:: Data section ::
╭──
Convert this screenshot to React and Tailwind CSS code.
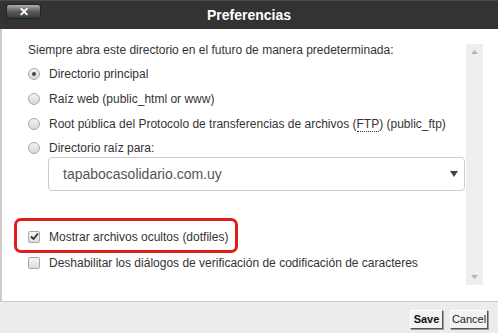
import React from "react";

const font = { fontFamily: '"Liberation Sans", Arial, sans-serif' };

const Radio = ({ checked }) => (
  <span className="relative w-[12px] h-[12px] rounded-full border border-[#a9a9a9] bg-gradient-to-b from-[#f4f4f4] to-[#d6d6d6] shrink-0">
    {checked && (
      <span className="absolute left-[3px] top-[3px] w-[4px] h-[4px] rounded-full bg-[#444]" />
    )}
  </span>
);

const Check = ({ checked }) => (
  <span className="relative w-[12px] h-[12px] rounded-[2px] border border-[#a9a9a9] bg-gradient-to-b from-[#f6f6f6] to-[#dcdcdc] shrink-0 flex items-center justify-center">
    {checked && (
      <svg width="9" height="9" viewBox="0 0 9 9">
        <path d="M1 4.5 L3.5 7 L8 1.5" fill="none" stroke="#333" strokeWidth="1.8" />
      </svg>
    )}
  </span>
);

const Row = ({ children, className = "" }) => (
  <div className={`flex items-center gap-[9px] h-[25px] whitespace-nowrap ${className}`}>{children}</div>
);

export default function App() {
  return (
    <div className="w-[498px] h-[333px] flex flex-col bg-white text-[12px] text-[#333]" style={font}>
      {/* title bar */}
      <div className="relative h-[29px] bg-[#333] border-t border-[#4a4a4a] flex items-center justify-center shrink-0">
        <button className="absolute left-[6px] top-[3px] w-[35px] h-[15px] rounded-[3px] border border-[#222] bg-gradient-to-b from-[#b0b0b0] via-[#5a5a5a] to-[#3a3a3a] flex items-center justify-center text-white font-bold text-[12px] leading-none shadow-[0_1px_0_#1a3a4a]">
          ✕
        </button>
        <span className="text-white font-bold text-[14px]">Preferencias</span>
      </div>

      {/* body */}
      <div className="flex-1 flex border-l-2 border-[#ccc] min-h-0">
        <div className="w-[464px] pt-[14px] pl-[26px]">
          <div className="h-[15px] leading-[15px] whitespace-nowrap">
            Siempre abra este directorio en el futuro de manera predeterminada:
          </div>
          <Row className="mt-[3px]">
            <Radio checked />
            <span>Directorio principal</span>
          </Row>
          <Row>
            <Radio />
            <span>Raíz web (public_html or www)</span>
          </Row>
          <Row>
            <Radio />
            <span>
              Root pública del Protocolo de transferencias de archivos (
              <abbr className="no-underline border-b border-dotted border-[#333]">FTP</abbr>
              ) (public_ftp)
            </span>
          </Row>
          <div className="flex items-center gap-[9px] h-[16px] mt-[4px]">
            <Radio />
            <span>Directorio raíz para:</span>
          </div>
          <div className="ml-[20px] mt-[1px] w-[417px] h-[34px] border border-[#ccc] rounded-[4px] flex items-center justify-between pl-[14px] pr-[6px]">
            <span className="text-[14px] text-[#555]">tapabocasolidario.com.uy</span>
            <svg width="8" height="6" viewBox="0 0 8 6">
              <path d="M0 0 H8 L4 6 Z" fill="#444" />
            </svg>
          </div>
          <Row className="relative mt-[33px]">
            <span className="absolute left-[-14px] top-[-6px] w-[224px] h-[35px] border-[3px] border-[#e41b1b] rounded-[7px]" />
            <Check checked />
            <span>Mostrar archivos ocultos (dotfiles)</span>
          </Row>
          <Row className="mt-[1px]">
            <Check />
            <span>Deshabilitar los diálogos de verificación de codificación de caracteres</span>
          </Row>
        </div>
        <div className="w-[17px] mt-[15px] h-[241px] bg-[#eee] flex flex-col items-center justify-between py-[6px]">
          <svg width="7" height="4" viewBox="0 0 7 4">
            <path d="M0 4 L3.5 0 L7 4 Z" fill="#b5b5b5" />
          </svg>
          <svg width="7" height="4" viewBox="0 0 7 4">
            <path d="M0 0 L7 0 L3.5 4 Z" fill="#b5b5b5" />
          </svg>
        </div>
      </div>

      {/* footer */}
      <div className="h-[32px] shrink-0 border-t border-[#ccc] bg-[#ececec] flex items-start justify-end gap-[7px] pr-[10px] pt-[8px]">
        <button className="w-[33px] h-[19px] bg-[#f2f2f2] border border-t-white border-l-white border-r-[#555] border-b-[#555] shadow-[1px_1px_0_#999] text-[11px] font-bold text-[#111] leading-none">
          Save
        </button>
        <button className="w-[38px] h-[19px] bg-[#f2f2f2] border border-t-white border-l-white border-r-[#555] border-b-[#555] shadow-[1px_1px_0_#999] text-[11px] text-[#223] leading-none">
          Cancel
        </button>
      </div>
    </div>
  );
}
╰──
:: Aim of the task ::
Which lines contain "React"? Copy each of them out.

:: Solution ::
Convert this screenshot to React and Tailwind CSS code.
import React from "react";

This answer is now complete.